AIM —
Repeat each line of the material below exactly as it appears, minus any pictures.

PROVIDED MATERIAL —
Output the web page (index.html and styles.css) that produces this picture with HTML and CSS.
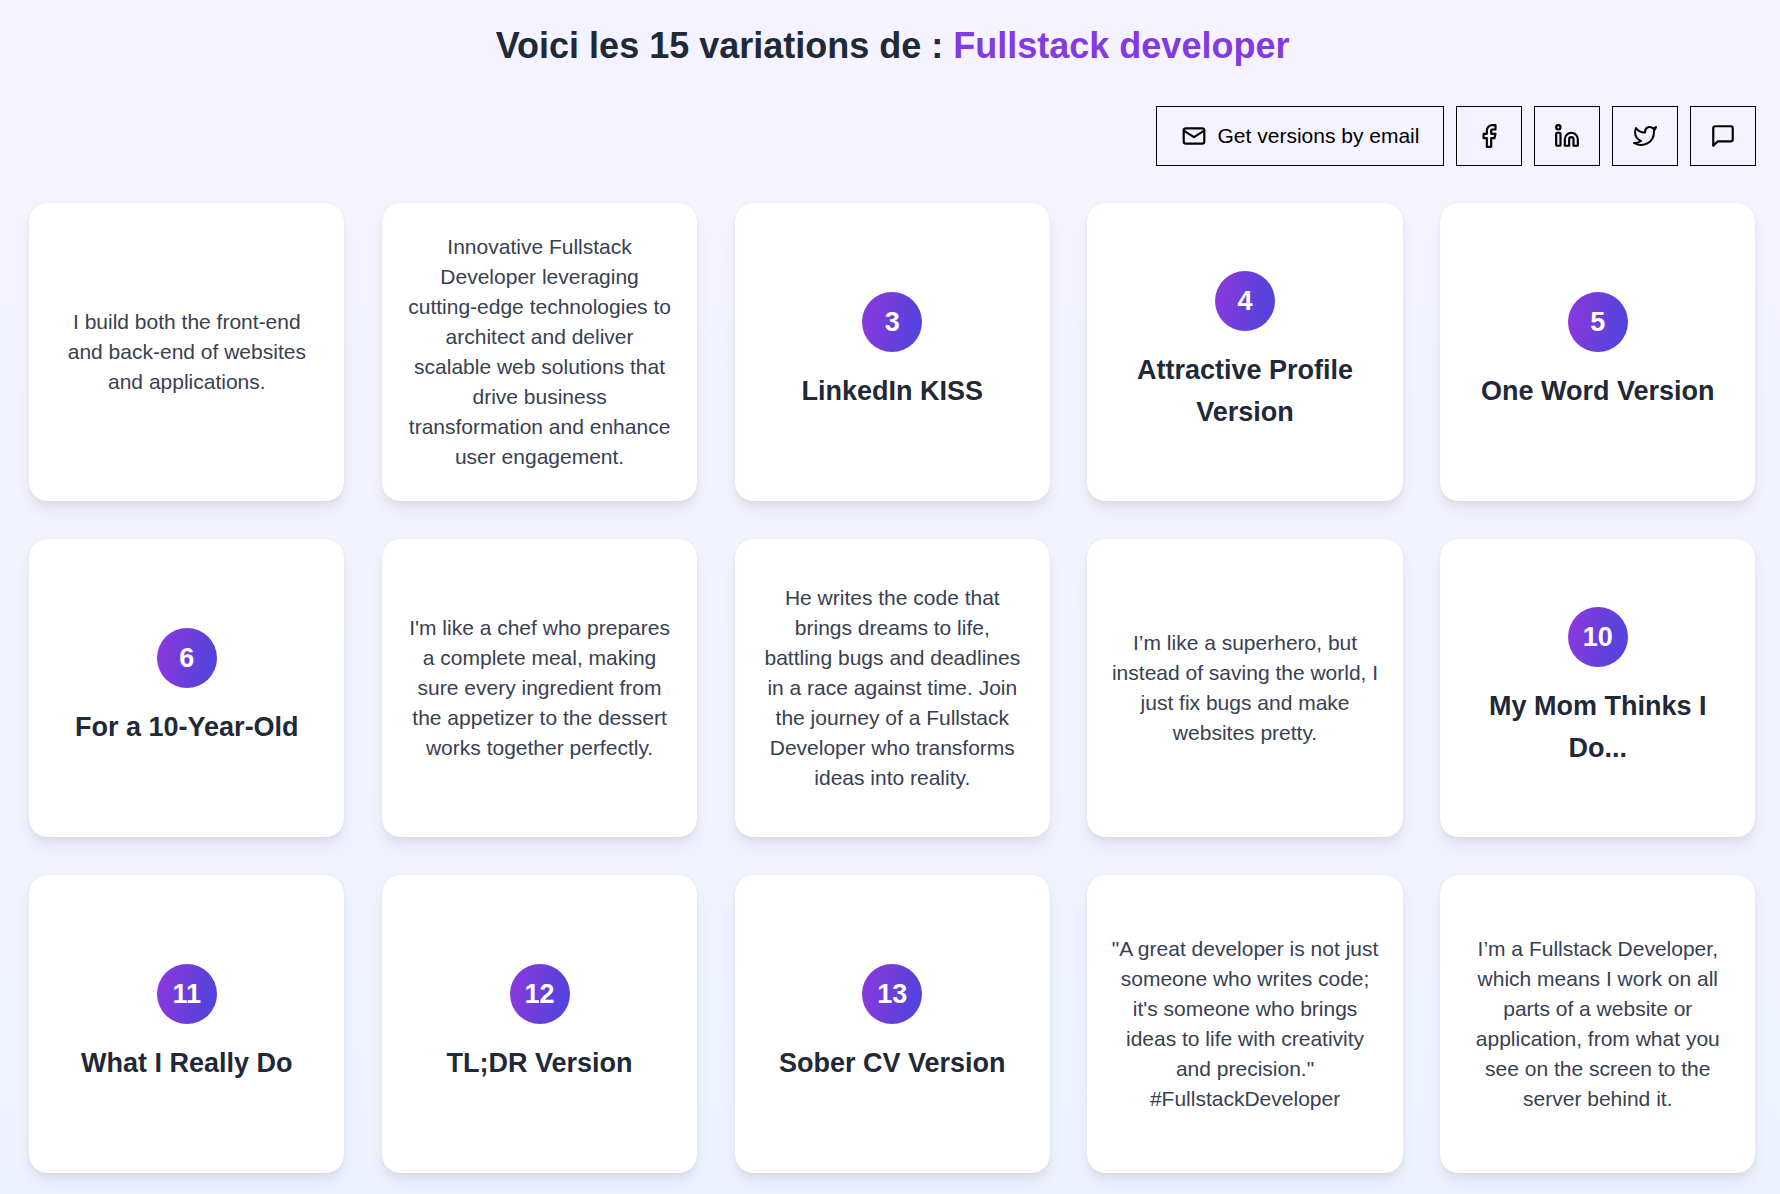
FILE: index.html
```html
<!DOCTYPE html>
<html lang="en">
<head>
<meta charset="utf-8">
<title>Variations</title>
<link rel="stylesheet" href="styles.css">
</head>
<body>
<main class="page">
  <h1 class="title">Voici les 15 variations de : <span class="accent">Fullstack developer</span></h1>
  <div class="actions">
    <button class="btn btn-wide"><svg class="icon" viewBox="0 0 24 24"><rect x="2.500" y="5" width="19" height="14" rx="2"/><path d="m2.500 7 9.500 6 9.500-6"/></svg>Get versions by email</button>
    <button class="btn btn-icon"><svg class="icon" viewBox="0 0 24 24"><path d="M18 2h-3a5 5 0 0 0-5 5v3H7v4h3v8h4v-8h3l1-4h-4V7a1 1 0 0 1 1-1h3z"/></svg></button>
    <button class="btn btn-icon"><svg class="icon" viewBox="0 0 24 24"><path d="M16 9a6 6 0 0 1 6 6v6h-4v-6a2 2 0 0 0-4 0v6h-4v-6a6 6 0 0 1 6-6z"/><rect x="2" y="9" width="4" height="12" rx="1"/><circle cx="4" cy="4" r="2"/></svg></button>
    <button class="btn btn-icon"><svg class="icon" viewBox="-1 -1 26 26"><path d="M23 3a10.900 10.900 0 0 1-3 1.530 4.480 4.480 0 0 0-7.860 3v1A10.660 10.660 0 0 1 3 4s-4 9 5 13a11.640 11.640 0 0 1-7 2c9 5 20 0 20-11.500a4.500 4.500 0 0 0-.08-.83A7.720 7.720 0 0 0 23 3z"/></svg></button>
    <button class="btn btn-icon"><svg class="icon" viewBox="0 0 24 24"><path d="M21 15a2 2 0 0 1-2 2H7l-4 4V5a2 2 0 0 1 2-2h14a2 2 0 0 1 2 2z"/></svg></button>
  </div>
  <section class="grid">
    <article class="card"><p>I build both the front-end and back-end of websites and applications.</p></article>
    <article class="card"><p>Innovative Fullstack Developer leveraging cutting-edge technologies to architect and deliver scalable web solutions that drive business transformation and enhance user engagement.</p></article>
    <article class="card"><span class="badge">3</span><h2>LinkedIn KISS</h2></article>
    <article class="card"><span class="badge">4</span><h2>Attractive Profile Version</h2></article>
    <article class="card"><span class="badge">5</span><h2>One Word Version</h2></article>
    <article class="card"><span class="badge">6</span><h2>For a 10-Year-Old</h2></article>
    <article class="card"><p>I'm like a chef who prepares a complete meal, making sure every ingredient from the appetizer to the dessert works together perfectly.</p></article>
    <article class="card"><p>He writes the code that brings dreams to life, battling bugs and deadlines in a race against time. Join the journey of a Fullstack Developer who transforms ideas into reality.</p></article>
    <article class="card"><p>I’m like a superhero, but instead of saving the world, I just fix bugs and make websites pretty.</p></article>
    <article class="card"><span class="badge">10</span><h2>My Mom Thinks I Do...</h2></article>
    <article class="card"><span class="badge">11</span><h2>What I Really Do</h2></article>
    <article class="card"><span class="badge">12</span><h2>TL;DR Version</h2></article>
    <article class="card"><span class="badge">13</span><h2>Sober CV Version</h2></article>
    <article class="card"><p>"A great developer is not just someone who writes code; it's someone who brings ideas to life with creativity and precision." #FullstackDeveloper</p></article>
    <article class="card"><p>I’m a Fullstack Developer, which means I work on all parts of a website or application, from what you see on the screen to the server behind it.</p></article>
  </section>
</main>
</body>
</html>
```
FILE: styles.css
```css
* { box-sizing: border-box; }
html, body { margin: 0; height: 100%; }
body {
  background: linear-gradient(180deg, #f5f3ff 0%, #eef2ff 100%);
  font-family: "Liberation Sans", Arial, sans-serif;
  overflow: hidden;
}
.page { padding: 23px 24px 0 29.2px; }
.title {
  margin: 0;
  text-align: center;
  font-size: 36px;
  line-height: 46px;
  font-weight: 700;
  color: #1f2937;
}
.accent { color: #833ae0; }
.actions {
  display: flex;
  justify-content: flex-end;
  gap: 12px;
  margin-top: 37px;
}
.btn {
  height: 60px;
  display: flex;
  align-items: center;
  justify-content: center;
  background: transparent;
  border: 1px solid #000;
  border-radius: 0;
  padding: 0;
  color: #000;
  font-family: inherit;
  font-size: 21px;
}
.btn-wide { width: 288px; gap: 11px; }
.btn-icon { width: 66px; }
.icon {
  width: 26px;
  height: 26px;
  fill: none;
  stroke: currentColor;
  stroke-width: 2;
  stroke-linecap: round;
  stroke-linejoin: round;
}
.grid {
  display: grid;
  grid-template-columns: repeat(5, 315.3px);
  grid-auto-rows: 298.5px;
  column-gap: 37.45px;
  row-gap: 37.5px;
  margin-top: 36.5px;
}
.card {
  display: flex;
  flex-direction: column;
  align-items: center;
  justify-content: center;
  padding: 22px 24px;
  text-align: center;
  background: #fff;
  border-radius: 18px;
  box-shadow: 0 10px 17px -3px rgba(0, 0, 0, .08), 0 4px 7px -2px rgba(0, 0, 0, .05), 0 0 1px rgba(0, 0, 0, .15);
}
.card p {
  margin: 0;
  font-size: 21px;
  line-height: 30px;
  color: #374151;
}
.card h2 {
  margin: 18px 0 0;
  font-size: 27px;
  line-height: 42px;
  font-weight: 700;
  color: #1f2937;
}
.badge {
  width: 60px;
  height: 60px;
  flex: none;
  display: flex;
  align-items: center;
  justify-content: center;
  padding-top: 1px;
  border-radius: 50%;
  background: linear-gradient(100deg, #8f38dc, #4a45dc);
  color: #fff;
  font-size: 27px;
  font-weight: 700;
}
```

RESPONSE TO THIS TASK —
Output the web page (index.html and styles.css) that produces this picture with HTML and CSS.
FILE: index.html
```html
<!DOCTYPE html>
<html lang="en">
<head>
<meta charset="utf-8">
<title>Variations</title>
<link rel="stylesheet" href="styles.css">
</head>
<body>
<main class="page">
  <h1 class="title">Voici les 15 variations de : <span class="accent">Fullstack developer</span></h1>
  <div class="actions">
    <button class="btn btn-wide"><svg class="icon" viewBox="0 0 24 24"><rect x="2.500" y="5" width="19" height="14" rx="2"/><path d="m2.500 7 9.500 6 9.500-6"/></svg>Get versions by email</button>
    <button class="btn btn-icon"><svg class="icon" viewBox="0 0 24 24"><path d="M18 2h-3a5 5 0 0 0-5 5v3H7v4h3v8h4v-8h3l1-4h-4V7a1 1 0 0 1 1-1h3z"/></svg></button>
    <button class="btn btn-icon"><svg class="icon" viewBox="0 0 24 24"><path d="M16 9a6 6 0 0 1 6 6v6h-4v-6a2 2 0 0 0-4 0v6h-4v-6a6 6 0 0 1 6-6z"/><rect x="2" y="9" width="4" height="12" rx="1"/><circle cx="4" cy="4" r="2"/></svg></button>
    <button class="btn btn-icon"><svg class="icon" viewBox="-1 -1 26 26"><path d="M23 3a10.900 10.900 0 0 1-3 1.530 4.480 4.480 0 0 0-7.860 3v1A10.660 10.660 0 0 1 3 4s-4 9 5 13a11.640 11.640 0 0 1-7 2c9 5 20 0 20-11.500a4.500 4.500 0 0 0-.08-.83A7.720 7.720 0 0 0 23 3z"/></svg></button>
    <button class="btn btn-icon"><svg class="icon" viewBox="0 0 24 24"><path d="M21 15a2 2 0 0 1-2 2H7l-4 4V5a2 2 0 0 1 2-2h14a2 2 0 0 1 2 2z"/></svg></button>
  </div>
  <section class="grid">
    <article class="card"><p>I build both the front-end and back-end of websites and applications.</p></article>
    <article class="card"><p>Innovative Fullstack Developer leveraging cutting-edge technologies to architect and deliver scalable web solutions that drive business transformation and enhance user engagement.</p></article>
    <article class="card"><span class="badge">3</span><h2>LinkedIn KISS</h2></article>
    <article class="card"><span class="badge">4</span><h2>Attractive Profile Version</h2></article>
    <article class="card"><span class="badge">5</span><h2>One Word Version</h2></article>
    <article class="card"><span class="badge">6</span><h2>For a 10-Year-Old</h2></article>
    <article class="card"><p>I'm like a chef who prepares a complete meal, making sure every ingredient from the appetizer to the dessert works together perfectly.</p></article>
    <article class="card"><p>He writes the code that brings dreams to life, battling bugs and deadlines in a race against time. Join the journey of a Fullstack Developer who transforms ideas into reality.</p></article>
    <article class="card"><p>I’m like a superhero, but instead of saving the world, I just fix bugs and make websites pretty.</p></article>
    <article class="card"><span class="badge">10</span><h2>My Mom Thinks I Do...</h2></article>
    <article class="card"><span class="badge">11</span><h2>What I Really Do</h2></article>
    <article class="card"><span class="badge">12</span><h2>TL;DR Version</h2></article>
    <article class="card"><span class="badge">13</span><h2>Sober CV Version</h2></article>
    <article class="card"><p>"A great developer is not just someone who writes code; it's someone who brings ideas to life with creativity and precision." #FullstackDeveloper</p></article>
    <article class="card"><p>I’m a Fullstack Developer, which means I work on all parts of a website or application, from what you see on the screen to the server behind it.</p></article>
  </section>
</main>
</body>
</html>
```
FILE: styles.css
```css
* { box-sizing: border-box; }
html, body { margin: 0; height: 100%; }
body {
  background: linear-gradient(180deg, #f5f3ff 0%, #eef2ff 100%);
  font-family: "Liberation Sans", Arial, sans-serif;
  overflow: hidden;
}
.page { padding: 23px 24px 0 29.2px; }
.title {
  margin: 0;
  text-align: center;
  font-size: 36px;
  line-height: 46px;
  font-weight: 700;
  color: #1f2937;
}
.accent { color: #833ae0; }
.actions {
  display: flex;
  justify-content: flex-end;
  gap: 12px;
  margin-top: 37px;
}
.btn {
  height: 60px;
  display: flex;
  align-items: center;
  justify-content: center;
  background: transparent;
  border: 1px solid #000;
  border-radius: 0;
  padding: 0;
  color: #000;
  font-family: inherit;
  font-size: 21px;
}
.btn-wide { width: 288px; gap: 11px; }
.btn-icon { width: 66px; }
.icon {
  width: 26px;
  height: 26px;
  fill: none;
  stroke: currentColor;
  stroke-width: 2;
  stroke-linecap: round;
  stroke-linejoin: round;
}
.grid {
  display: grid;
  grid-template-columns: repeat(5, 315.3px);
  grid-auto-rows: 298.5px;
  column-gap: 37.45px;
  row-gap: 37.5px;
  margin-top: 36.5px;
}
.card {
  display: flex;
  flex-direction: column;
  align-items: center;
  justify-content: center;
  padding: 22px 24px;
  text-align: center;
  background: #fff;
  border-radius: 18px;
  box-shadow: 0 10px 17px -3px rgba(0, 0, 0, .08), 0 4px 7px -2px rgba(0, 0, 0, .05), 0 0 1px rgba(0, 0, 0, .15);
}
.card p {
  margin: 0;
  font-size: 21px;
  line-height: 30px;
  color: #374151;
}
.card h2 {
  margin: 18px 0 0;
  font-size: 27px;
  line-height: 42px;
  font-weight: 700;
  color: #1f2937;
}
.badge {
  width: 60px;
  height: 60px;
  flex: none;
  display: flex;
  align-items: center;
  justify-content: center;
  padding-top: 1px;
  border-radius: 50%;
  background: linear-gradient(100deg, #8f38dc, #4a45dc);
  color: #fff;
  font-size: 27px;
  font-weight: 700;
}
```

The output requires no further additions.